Paul Watkins is ten years younger than me, he was born in 1964. His childhood memoir, Stand Before Your God, was published in 1993 and made a huge impression on me.
He describes being sent by his parents, living in America, to the Dragon School and Eton. It is written with acuity, humour and he’s unafraid to show his feelings – so obviously his British Public School education was ineffective. There is a moving section where he goes alone one half-term holiday to Belgium. He had seen a documentary about WW I and read poetry written by soldiers, Blunden, Owen, Sassoon and felt he had to see Ypres and Passchendaele for himself.
He was moved by the cemeteries as every visitor must be. I have visited three or four of the Commonwealth War Graves Commission cemeteries in France and Belgium and was awed by the uniformity of the headstones, so many of them, the mood of tranquility and the knowledge that these graveyards came into existence amid the horror of total war. What I never thought about was how they were created and why they are all designed similarly. To understand that I read Empires of the Dead by David Crane and it is well worth reading.

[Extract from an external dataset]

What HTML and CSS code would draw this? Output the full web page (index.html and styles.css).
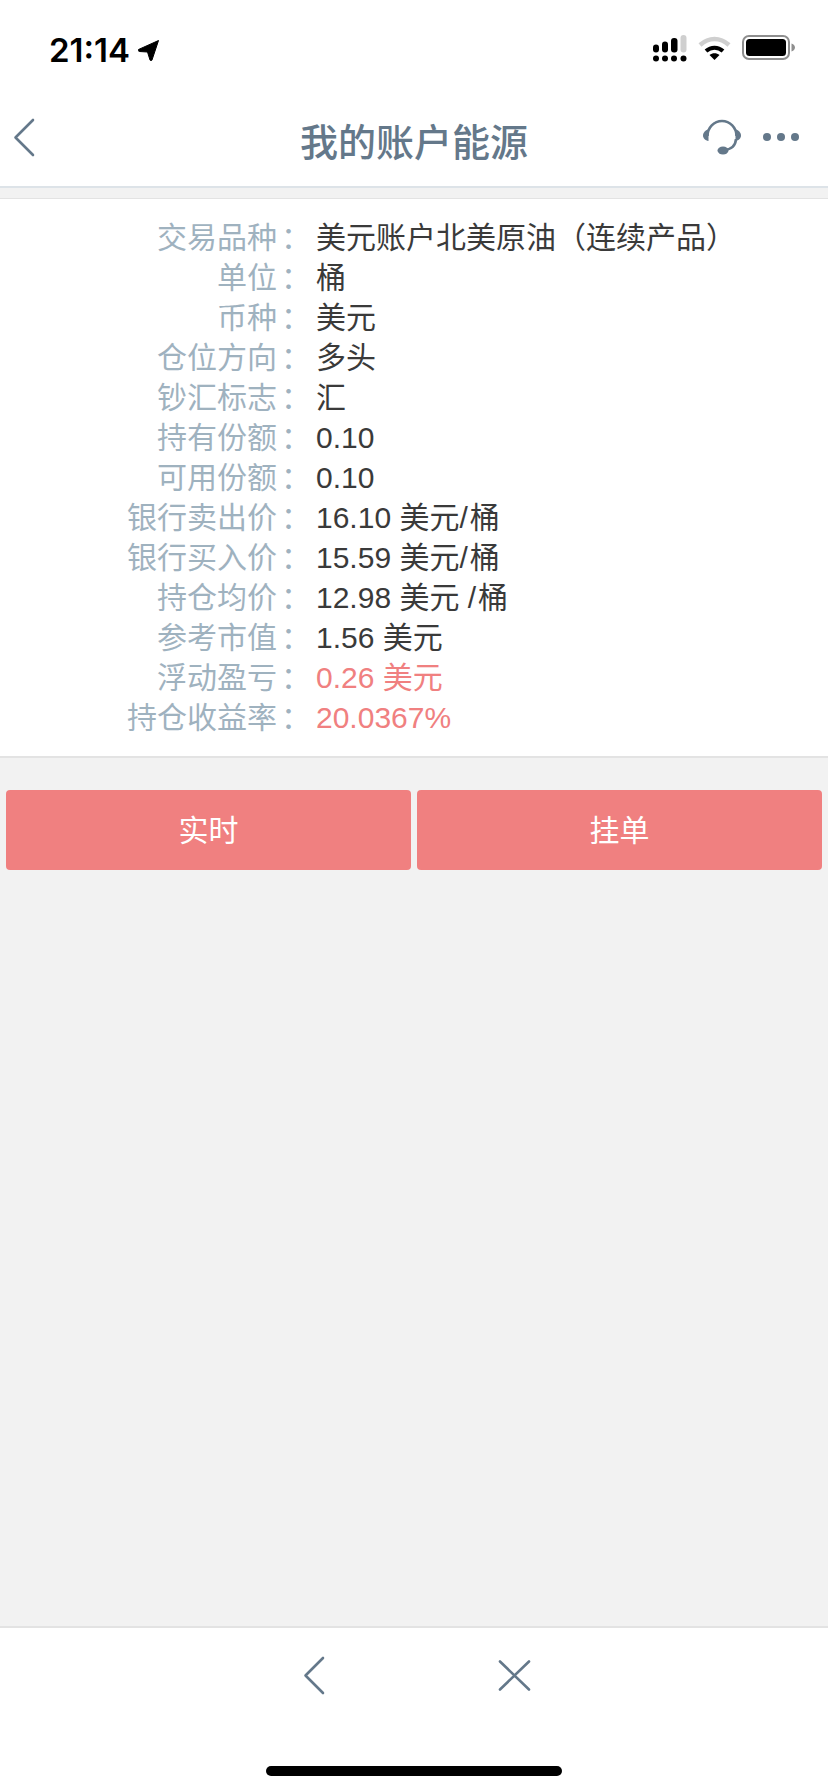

His story more or less opens in the RAC Club in Pall Mall. On the day after the declaration of war this advertisement was published in The Times:
The Royal Automobile Club will be glad to receive the names of members and associates who will offer the services of their cars or their services with their cars either for home or foreign service, in case of need.

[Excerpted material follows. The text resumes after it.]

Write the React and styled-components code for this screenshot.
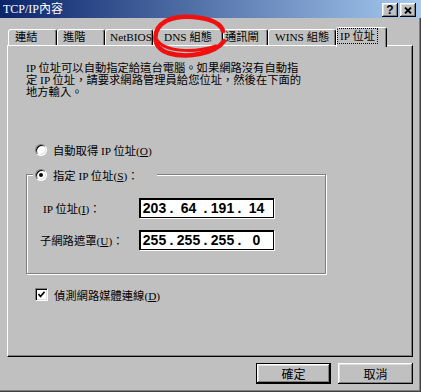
import React from "react";
import styled, { createGlobalStyle, css } from "styled-components";

const GlobalStyle = createGlobalStyle`
  html, body {
    margin: 0;
    padding: 0;
    background: #c0c0c0;
  }
  body {
    font-family: "Liberation Serif", "Noto Sans CJK TC", serif;
    font-size: 11.3px;
    color: #000;
  }
`;

const raised = css`
  background: #c0c0c0;
  box-shadow: inset -1px -1px 0 #000, inset 1px 1px 0 #fff,
    inset -2px -2px 0 #808080, inset 2px 2px 0 #dfdfdf;
`;

const Window = styled.div`
  position: relative;
  width: 421px;
  height: 392px;
  box-sizing: border-box;
  background: #c0c0c0;
  box-shadow: inset -1px -1px 0 #404040, inset -2px -2px 0 #808080;
  display: flex;
  flex-direction: column;
  overflow: hidden;
`;

const TitleBar = styled.div`
  height: 18px;
  display: flex;
  align-items: center;
  justify-content: space-between;
  padding: 0 5px 0 3px;
  background: linear-gradient(to right, #0a246a, #a6caf0);
`;

const Title = styled.span`
  color: #fff;
  font-size: 12px;
  line-height: 18px;
`;

const CapButtons = styled.div`
  display: flex;
  gap: 2px;
  margin-top: 2px;
`;

const CapButton = styled.div`
  ${raised};
  width: 16px;
  height: 14px;
  display: flex;
  align-items: center;
  justify-content: center;
  font-family: "Liberation Sans", sans-serif;
  font-weight: bold;
  font-size: 12px;
  line-height: 14px;
`;

const Body = styled.div`
  flex: 1;
  display: flex;
  flex-direction: column;
  padding: 9px 8px 0 7px;
`;

const TabStrip = styled.div`
  position: relative;
  z-index: 1;
  height: 18px;
  display: flex;
  align-items: flex-end;
  padding-left: 1px;
`;

const Tab = styled.div`
  box-sizing: border-box;
  width: ${p => p.w}px;
  height: ${p => (p.active ? 20 : 16)}px;
  margin-bottom: ${p => (p.active ? -2 : 0)}px;
  padding: ${p => (p.active ? "1px 0 0 1px" : `0 0 0 ${p.pad}px`)};
  background: #c0c0c0;
  border-top: 1px solid #fff;
  border-left: 1px solid #fff;
  border-right: 1px solid #000;
  border-radius: 3px 3px 0 0;
  box-shadow: inset -1px 0 0 #808080;
  line-height: 15px;
  white-space: nowrap;
  overflow: hidden;
`;

const FocusLabel = styled.span`
  display: inline-block;
  padding: 0 2px;
  line-height: 14px;
  outline: 1px dotted #000;
  outline-offset: 0;
`;

const Panel = styled.div`
  box-sizing: border-box;
  height: 312px;
  border-top: 1px solid #fff;
  border-left: 1px solid #fff;
  border-right: 1px solid #000;
  border-bottom: 1px solid #000;
  box-shadow: inset -1px -1px 0 #808080;
  padding: 16px 0 0 18px;
  display: flex;
  flex-direction: column;
`;

const Intro = styled.p`
  margin: 0;
  line-height: 12px;
  white-space: nowrap;
`;

const OptionRow = styled.div`
  display: flex;
  align-items: center;
  gap: 6px;
  height: 13px;
  margin: ${p => p.m || "0"};
  width: fit-content;
`;

const Radio = styled.span`
  box-sizing: border-box;
  width: 12px;
  height: 12px;
  border-radius: 50%;
  background: #fff;
  border: 1px solid;
  border-color: #808080 #fff #fff #808080;
  box-shadow: inset 1px 1px 0 #000, inset -1px -1px 0 #dfdfdf;
  display: flex;
  align-items: center;
  justify-content: center;

  &::after {
    content: "";
    width: 4px;
    height: 4px;
    border-radius: 50%;
    background: ${p => (p.checked ? "#000" : "transparent")};
  }
`;

const Check = styled.span`
  box-sizing: border-box;
  width: 13px;
  height: 13px;
  background: #fff;
  border: 1px solid;
  border-color: #808080 #fff #fff #808080;
  box-shadow: inset 1px 1px 0 #000, inset -1px -1px 0 #dfdfdf;
  display: flex;
  align-items: center;
  justify-content: center;
`;

const Key = styled.span`
  text-decoration: underline;
`;

const GroupBox = styled.div`
  box-sizing: border-box;
  width: 300px;
  height: 100px;
  margin-top: 18px;
  border: 1px solid #808080;
  box-shadow: inset 1px 1px 0 #fff, 1px 1px 0 #fff;
  display: flex;
  flex-direction: column;
`;

const Legend = styled(OptionRow)`
  margin: -7px 0 0 6px;
  padding: 0 18px 0 2px;
  background: #c0c0c0;
`;

const Fields = styled.div`
  display: grid;
  grid-template-columns: 99px 135px;
  row-gap: 12px;
  align-items: center;
  margin: 17px 0 0 13px;
`;

const FieldLabel = styled.span`
  padding-left: ${p => p.indent || 0}px;
  white-space: nowrap;
`;

const IpBox = styled.div`
  box-sizing: border-box;
  height: 20px;
  background: #fff;
  border: 1px solid #000;
  box-shadow: inset 1px 1px 0 #000, 1px 1px 0 #fff;
  display: flex;
  align-items: center;
  padding-left: 1px;
  font-family: "Liberation Sans", sans-serif;
  font-weight: bold;
  font-size: 14px;
`;

const Octet = styled.span`
  width: 27px;
  text-align: center;
`;

const Dot = styled.span`
  width: 7px;
  text-align: center;
`;

const ButtonRow = styled.div`
  display: flex;
  justify-content: flex-end;
  gap: 7px;
  margin-top: 6px;
`;

const Button = styled.div`
  ${raised};
  box-sizing: border-box;
  width: 75px;
  height: 21px;
  display: flex;
  align-items: center;
  justify-content: center;
  font-size: 12px;
  ${p =>
    p.primary &&
    css`
      border: 1px solid #000;
    `}
`;

// red hand-drawn circle over the window, in page coordinates
const Annotation = styled.svg`
  position: absolute;
  left: 0;
  top: 0;
  width: 421px;
  height: 392px;
  pointer-events: none;
  z-index: 5;
`;

const tabs = [
  { label: "連結", w: 49, pad: 6 },
  { label: "進階", w: 48, pad: 5 },
  { label: "NetBIOS", w: 48, pad: 4 },
  { label: "DNS 組態", w: 70, pad: 10 },
  { label: "通訊閘", w: 45, pad: 1 },
  { label: "WINS 組態", w: 68, pad: 6 },
  { label: "IP 位址", w: 51, active: true }
];

function IpAddress({ parts }) {
  return (
    <IpBox>
      {parts.map((p, i) => (
        <React.Fragment key={i}>
          {i > 0 && <Dot>.</Dot>}
          <Octet>{p}</Octet>
        </React.Fragment>
      ))}
    </IpBox>
  );
}

export default function App() {
  return (
    <Window>
      <GlobalStyle />
      <TitleBar>
        <Title>TCP/IP內容</Title>
        <CapButtons>
          <CapButton>?</CapButton>
          <CapButton>
            <svg width="8" height="7" viewBox="0 0 8 7">
              <path d="M1 0.5 L7 6.5 M7 0.5 L1 6.5" stroke="#000" strokeWidth="1.8" />
            </svg>
          </CapButton>
        </CapButtons>
      </TitleBar>

      <Body>
        <TabStrip>
          {tabs.map(t => (
            <Tab key={t.label} w={t.w} pad={t.pad} active={t.active}>
              {t.active ? <FocusLabel>{t.label}</FocusLabel> : t.label}
            </Tab>
          ))}
        </TabStrip>

        <Panel>
          <Intro>
            IP 位址可以自動指定給這台電腦。如果網路沒有自動指
            <br />
            定 IP 位址，請要求網路管理員給您位址，然後在下面的
            <br />
            地方輸入。
          </Intro>

          <OptionRow m="45px 0 0 9px">
            <Radio />
            <span>
              自動取得 IP 位址(<Key>O</Key>)
            </span>
          </OptionRow>

          <GroupBox>
            <Legend>
              <Radio checked />
              <span>
                指定 IP 位址(<Key>S</Key>)：
              </span>
            </Legend>
            <Fields>
              <FieldLabel indent={3}>
                IP 位址(<Key>I</Key>)：
              </FieldLabel>
              <IpAddress parts={["203", "64", "191", "14"]} />
              <FieldLabel>
                子網路遮罩(<Key>U</Key>)：
              </FieldLabel>
              <IpAddress parts={["255", "255", "255", "0"]} />
            </Fields>
          </GroupBox>

          <OptionRow m="14px 0 0 9px">
            <Check>
              <svg width="7" height="7" viewBox="0 0 7 7">
                <path d="M0.5 3 L2.5 5.5 L6.5 0.8" stroke="#000" strokeWidth="1.6" fill="none" />
              </svg>
            </Check>
            <span>
              偵測網路媒體連線(<Key>D</Key>)
            </span>
          </OptionRow>
        </Panel>

        <ButtonRow>
          <Button primary>確定</Button>
          <Button>取消</Button>
        </ButtonRow>
      </Body>

      <Annotation viewBox="0 0 421 392">
        <path
          d="M223 31 C219 17, 183 13, 166 21 C152 29, 151 47, 168 53 C188 59, 216 53, 224 41"
          stroke="#f01010"
          strokeWidth="4.5"
          fill="none"
          strokeLinecap="round"
        />
        <path
          d="M157 40 C164 51, 192 54, 216 46"
          stroke="#f01010"
          strokeWidth="3"
          fill="none"
          strokeLinecap="round"
        />
      </Annotation>
    </Window>
  );
}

Fabian Ware, commander of the Mobile Ambulance Unit, got a Hudson, Vauxhall, Morris Oxford, Sunbeam and a Daimler. They were the vanguard of more than 200 cars shipped to France and converted into ambulances. Ware was born in 1869, so much too old to sign up as a soldier, and had been editor of the Morning Post. He was an able administrator and it was his energy, imagination, political acumen and drive that eventually created the war cemeteries we see today.
To be continued …
RAC information reminded me of research I was embarked on at the National Library of Ireland in 1970. Along with original sources I was reading Irish times for July and August 1914.
Day by day Events in Ireland were moving toward conflict…Carson,Redmond,Curragh Mutiny et al. Then suddenly the thunderbolt…a major war. Within a day or two of England going in started seeing notices that read like this:
” Gentleman of substance and means seeks first class motor for service on the continent.” Several of these fetched up with
Royal Irish Automoble Club being the contact address. The topper was a something like ” Skilled airman, Wright and French trained,requires areoplane in first rate condition for war service. Contact immediately.” The commonwealth cemeteries are of course full of the daring and the brave as well as men mangled body and soul as Ford Madox Ford describes them. I wonder if the first class motor fetched up or if the gentleman in question ended up with the Irish regiments in France or Gallipoli.